### Source records
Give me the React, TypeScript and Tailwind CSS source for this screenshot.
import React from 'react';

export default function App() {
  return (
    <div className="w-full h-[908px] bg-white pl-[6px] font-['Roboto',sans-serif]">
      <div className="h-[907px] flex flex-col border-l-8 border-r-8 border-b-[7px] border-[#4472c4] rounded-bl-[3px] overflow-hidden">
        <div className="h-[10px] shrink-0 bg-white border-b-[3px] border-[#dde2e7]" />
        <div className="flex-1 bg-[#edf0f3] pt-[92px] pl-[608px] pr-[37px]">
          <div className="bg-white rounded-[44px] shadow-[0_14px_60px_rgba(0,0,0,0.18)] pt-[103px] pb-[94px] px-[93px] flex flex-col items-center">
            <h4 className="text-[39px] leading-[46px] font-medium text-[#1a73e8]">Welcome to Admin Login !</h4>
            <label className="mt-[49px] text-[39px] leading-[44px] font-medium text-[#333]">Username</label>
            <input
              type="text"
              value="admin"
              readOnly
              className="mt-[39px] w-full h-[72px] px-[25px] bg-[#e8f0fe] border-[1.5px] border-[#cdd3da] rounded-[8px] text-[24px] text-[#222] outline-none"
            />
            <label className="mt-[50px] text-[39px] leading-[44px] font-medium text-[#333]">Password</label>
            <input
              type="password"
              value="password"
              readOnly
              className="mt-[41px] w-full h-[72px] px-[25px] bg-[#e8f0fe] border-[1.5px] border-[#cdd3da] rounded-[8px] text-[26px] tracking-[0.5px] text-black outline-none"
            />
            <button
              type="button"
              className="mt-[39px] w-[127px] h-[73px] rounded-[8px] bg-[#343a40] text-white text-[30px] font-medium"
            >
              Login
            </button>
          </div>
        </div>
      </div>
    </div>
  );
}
######
### Source records
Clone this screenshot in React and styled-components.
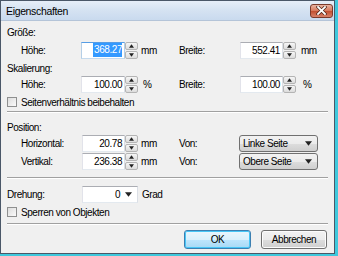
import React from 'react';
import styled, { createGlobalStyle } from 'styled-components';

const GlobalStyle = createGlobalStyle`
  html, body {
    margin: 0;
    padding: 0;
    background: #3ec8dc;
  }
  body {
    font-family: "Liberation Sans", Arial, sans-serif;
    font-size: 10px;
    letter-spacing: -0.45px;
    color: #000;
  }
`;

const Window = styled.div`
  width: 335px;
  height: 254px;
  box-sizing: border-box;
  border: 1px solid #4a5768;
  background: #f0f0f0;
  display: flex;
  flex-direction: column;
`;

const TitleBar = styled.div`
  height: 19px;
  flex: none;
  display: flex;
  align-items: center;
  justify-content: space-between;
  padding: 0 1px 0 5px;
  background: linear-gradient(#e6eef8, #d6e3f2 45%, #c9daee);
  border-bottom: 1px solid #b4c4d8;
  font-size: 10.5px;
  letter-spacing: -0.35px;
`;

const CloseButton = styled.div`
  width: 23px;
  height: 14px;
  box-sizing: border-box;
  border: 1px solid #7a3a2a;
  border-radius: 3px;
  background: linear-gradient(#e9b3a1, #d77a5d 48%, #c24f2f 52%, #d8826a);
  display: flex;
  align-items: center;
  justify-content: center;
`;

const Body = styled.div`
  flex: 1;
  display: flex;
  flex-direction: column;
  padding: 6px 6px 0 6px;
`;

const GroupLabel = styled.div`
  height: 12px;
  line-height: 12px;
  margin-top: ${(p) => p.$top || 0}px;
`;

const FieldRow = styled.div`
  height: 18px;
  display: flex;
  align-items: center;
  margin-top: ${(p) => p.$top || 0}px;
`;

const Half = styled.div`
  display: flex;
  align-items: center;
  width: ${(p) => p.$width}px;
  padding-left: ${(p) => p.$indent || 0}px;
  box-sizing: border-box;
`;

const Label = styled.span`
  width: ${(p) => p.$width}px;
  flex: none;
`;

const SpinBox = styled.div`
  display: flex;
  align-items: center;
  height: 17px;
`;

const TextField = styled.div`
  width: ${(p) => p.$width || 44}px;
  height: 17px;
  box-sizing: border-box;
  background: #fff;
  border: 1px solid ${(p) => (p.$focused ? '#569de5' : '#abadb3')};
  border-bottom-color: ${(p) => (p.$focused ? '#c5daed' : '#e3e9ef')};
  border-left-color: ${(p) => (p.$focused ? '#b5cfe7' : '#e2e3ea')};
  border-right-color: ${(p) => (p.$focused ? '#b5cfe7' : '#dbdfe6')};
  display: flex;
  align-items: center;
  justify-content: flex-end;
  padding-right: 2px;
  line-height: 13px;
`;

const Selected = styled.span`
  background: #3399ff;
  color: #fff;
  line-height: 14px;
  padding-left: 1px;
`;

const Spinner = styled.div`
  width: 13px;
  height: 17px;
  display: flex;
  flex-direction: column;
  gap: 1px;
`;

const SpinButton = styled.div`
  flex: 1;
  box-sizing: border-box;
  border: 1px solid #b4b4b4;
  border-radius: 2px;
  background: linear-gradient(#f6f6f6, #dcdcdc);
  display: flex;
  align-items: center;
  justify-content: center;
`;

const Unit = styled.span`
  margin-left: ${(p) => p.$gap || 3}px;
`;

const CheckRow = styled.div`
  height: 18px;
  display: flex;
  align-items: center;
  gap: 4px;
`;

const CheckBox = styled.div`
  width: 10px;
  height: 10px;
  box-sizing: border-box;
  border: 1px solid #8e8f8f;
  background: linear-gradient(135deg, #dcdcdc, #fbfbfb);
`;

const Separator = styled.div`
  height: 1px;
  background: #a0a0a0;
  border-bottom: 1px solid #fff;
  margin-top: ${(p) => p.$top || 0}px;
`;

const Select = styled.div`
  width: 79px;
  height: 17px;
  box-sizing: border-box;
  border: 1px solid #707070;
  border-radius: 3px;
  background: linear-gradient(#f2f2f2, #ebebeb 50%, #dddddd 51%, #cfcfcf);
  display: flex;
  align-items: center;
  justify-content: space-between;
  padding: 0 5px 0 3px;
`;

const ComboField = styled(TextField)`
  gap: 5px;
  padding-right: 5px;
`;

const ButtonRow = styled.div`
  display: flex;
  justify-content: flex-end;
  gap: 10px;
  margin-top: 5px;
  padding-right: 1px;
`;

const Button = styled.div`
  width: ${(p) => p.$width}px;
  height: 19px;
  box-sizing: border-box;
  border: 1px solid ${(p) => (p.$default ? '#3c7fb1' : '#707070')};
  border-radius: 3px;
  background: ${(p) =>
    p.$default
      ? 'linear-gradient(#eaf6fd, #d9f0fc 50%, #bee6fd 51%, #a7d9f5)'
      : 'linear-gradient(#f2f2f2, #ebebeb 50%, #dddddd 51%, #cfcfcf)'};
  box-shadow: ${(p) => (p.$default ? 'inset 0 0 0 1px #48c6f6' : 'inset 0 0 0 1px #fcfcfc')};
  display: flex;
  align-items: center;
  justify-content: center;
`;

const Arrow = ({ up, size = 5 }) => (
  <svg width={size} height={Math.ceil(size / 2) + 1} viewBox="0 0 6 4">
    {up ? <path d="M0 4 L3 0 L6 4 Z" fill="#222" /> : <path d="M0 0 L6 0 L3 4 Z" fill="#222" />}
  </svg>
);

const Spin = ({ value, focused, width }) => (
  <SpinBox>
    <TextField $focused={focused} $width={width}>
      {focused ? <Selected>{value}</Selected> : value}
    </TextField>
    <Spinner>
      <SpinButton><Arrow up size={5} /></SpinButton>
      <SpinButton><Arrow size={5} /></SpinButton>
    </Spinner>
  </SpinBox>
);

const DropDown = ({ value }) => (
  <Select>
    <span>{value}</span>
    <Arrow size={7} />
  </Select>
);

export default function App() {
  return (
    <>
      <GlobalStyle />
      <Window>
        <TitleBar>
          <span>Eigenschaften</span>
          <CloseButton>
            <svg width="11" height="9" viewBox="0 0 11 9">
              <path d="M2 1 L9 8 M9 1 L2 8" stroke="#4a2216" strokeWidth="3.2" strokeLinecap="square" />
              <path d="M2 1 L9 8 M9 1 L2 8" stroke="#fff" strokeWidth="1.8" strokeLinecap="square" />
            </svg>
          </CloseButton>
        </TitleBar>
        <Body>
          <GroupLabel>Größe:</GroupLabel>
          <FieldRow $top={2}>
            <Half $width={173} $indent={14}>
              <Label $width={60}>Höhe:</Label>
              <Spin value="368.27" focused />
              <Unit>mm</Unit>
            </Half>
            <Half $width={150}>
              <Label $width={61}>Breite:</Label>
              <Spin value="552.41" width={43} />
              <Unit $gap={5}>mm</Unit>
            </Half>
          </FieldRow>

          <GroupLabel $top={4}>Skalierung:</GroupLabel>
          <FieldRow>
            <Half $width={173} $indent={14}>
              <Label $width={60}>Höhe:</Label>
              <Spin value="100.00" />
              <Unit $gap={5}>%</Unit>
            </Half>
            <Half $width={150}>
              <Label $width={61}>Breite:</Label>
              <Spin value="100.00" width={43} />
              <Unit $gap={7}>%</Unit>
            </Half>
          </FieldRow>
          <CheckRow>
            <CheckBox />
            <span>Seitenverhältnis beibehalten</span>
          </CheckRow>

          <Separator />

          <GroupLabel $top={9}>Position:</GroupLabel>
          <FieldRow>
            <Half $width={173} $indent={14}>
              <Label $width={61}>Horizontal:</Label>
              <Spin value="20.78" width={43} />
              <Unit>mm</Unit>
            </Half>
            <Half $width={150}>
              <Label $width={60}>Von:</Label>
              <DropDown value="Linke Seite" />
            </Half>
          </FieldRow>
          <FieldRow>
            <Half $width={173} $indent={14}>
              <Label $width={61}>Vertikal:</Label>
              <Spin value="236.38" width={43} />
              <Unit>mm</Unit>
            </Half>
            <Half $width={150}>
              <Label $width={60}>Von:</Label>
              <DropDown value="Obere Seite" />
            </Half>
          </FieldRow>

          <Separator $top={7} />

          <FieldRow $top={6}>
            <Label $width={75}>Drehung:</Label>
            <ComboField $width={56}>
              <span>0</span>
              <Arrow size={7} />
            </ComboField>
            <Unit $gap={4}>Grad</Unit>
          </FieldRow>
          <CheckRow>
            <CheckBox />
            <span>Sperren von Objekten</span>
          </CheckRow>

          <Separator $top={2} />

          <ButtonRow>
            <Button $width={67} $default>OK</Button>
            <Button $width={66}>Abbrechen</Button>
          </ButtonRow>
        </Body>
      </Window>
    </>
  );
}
######
What is required: Filter the data for the string "screenshot" and copy every line that has it.

Result below:
Give me the React, TypeScript and Tailwind CSS source for this screenshot.
Clone this screenshot in React and styled-components.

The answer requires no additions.